If you’re a small business owner, you’re probably familiar with the following. A future customer likes what you’re offering – really likes it – and they’re ready to buy. Then comes the scramble: the DM to explain pricing, the link sent separately, the quick back-and-forth to confirm details, the payment platform that sits somewhere else entirely.
And in that gap – between interest and payment – things can start to slip. A delay here, a missed message there, a customer who meant to come back but didn’t.
It’s that everyday friction a new integration between PayPal and Canva is trying to reduce – by bringing payment capability directly into the place where many small businesses already create and share their content.
The idea is straightforward. PayPal Payment Links can now be generated and embedded directly inside Canva designs. That might be a social post, a flyer, a price list, or a QR code printed and stuck on a counter at a weekend market. The customer scans or clicks, and pays through a PayPal-hosted checkout page.
No separate ecommerce site. No stitching together multiple platforms. And, no sending customers away from the content they just engaged with.
For small and independent operators, that consolidation matters less as a “feature” and more as a reduction in overhead. Most already use Canva as a default design tool for day-to-day business materials. Adding payments into that same workflow removes one of the more awkward handoffs in modern small business operations – the jump from marketing to transaction.

It also reflects how blurred those two things have become.
For many sole traders and small brands, content and commerce now sit in the same place. A product launch might happen through a Canva-designed Instagram post. A service might be booked via a shared PDF. A market stall might rely on a printed QR code rather than a point-of-sale system. The storefront has become fragmented, distributed across whatever channels are easiest to maintain.
The problem is that payments haven’t always kept pace with that shift. They’ve often remained one step removed – handled through external platforms or separate checkout systems that sit outside the content itself.
The new integration tries to close that gap by letting the transaction sit closer to the moment of intent. A viewer doesn’t need to leave what they’re looking at to complete a purchase. The design becomes the point of sale.
From PayPal’s perspective, the move also extends its role beyond traditional checkout pages into the broader content ecosystem where small business activity increasingly happens. The company’s pitch is less about replacing existing tools and more about reducing the number of them needed to complete a simple transaction.
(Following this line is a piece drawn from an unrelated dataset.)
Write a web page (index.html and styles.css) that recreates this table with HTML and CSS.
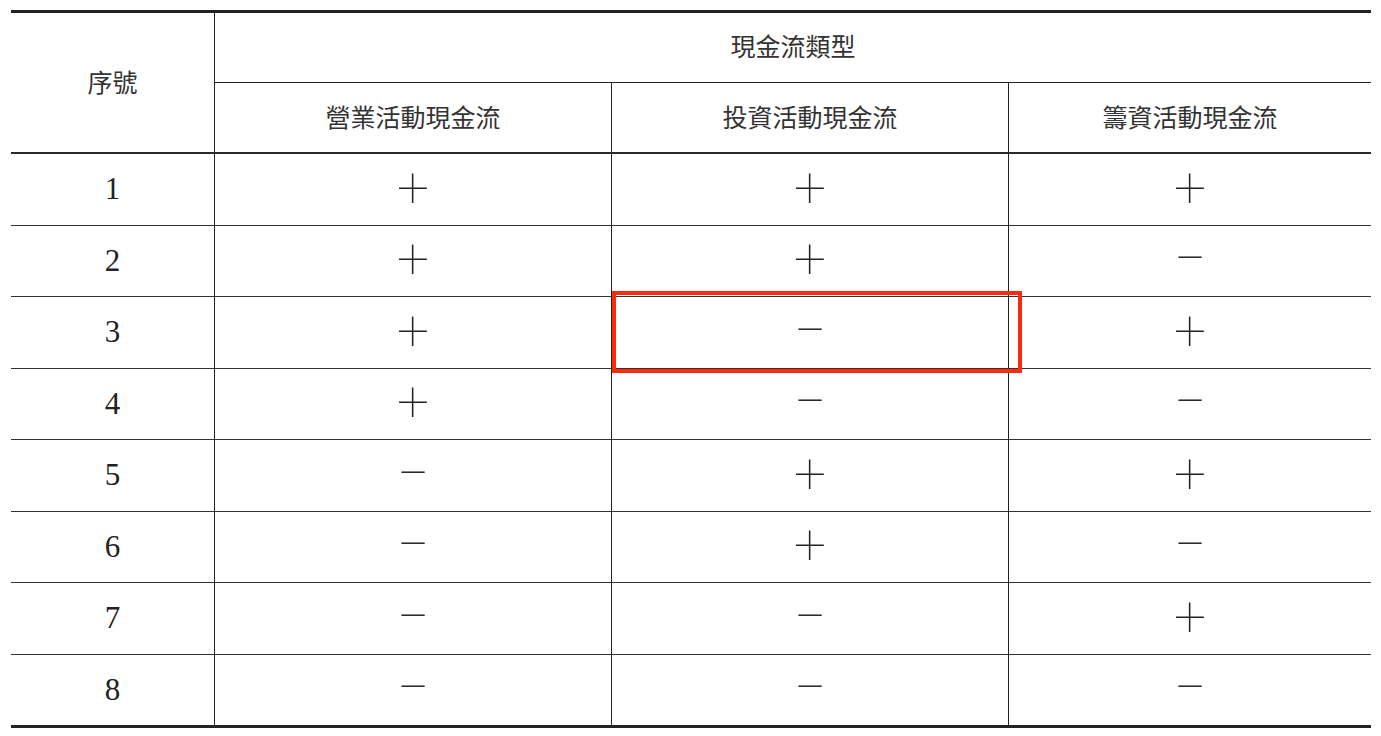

There are practical implications for operators too. Fewer platforms to manage means fewer subscriptions, fewer integrations to maintain, and fewer points where something can break. It also simplifies the customer experience – often where small businesses either convert interest into sales or lose it.
The timing isn’t accidental. Social commerce continues to grow, and more buying decisions are being made inside feeds, messages and communities rather than on standalone websites. The infrastructure around those behaviours is still catching up.
What this partnership does, in a very specific way, is acknowledge where a lot of small business activity already lives – and removes a small but persistent layer of friction from it.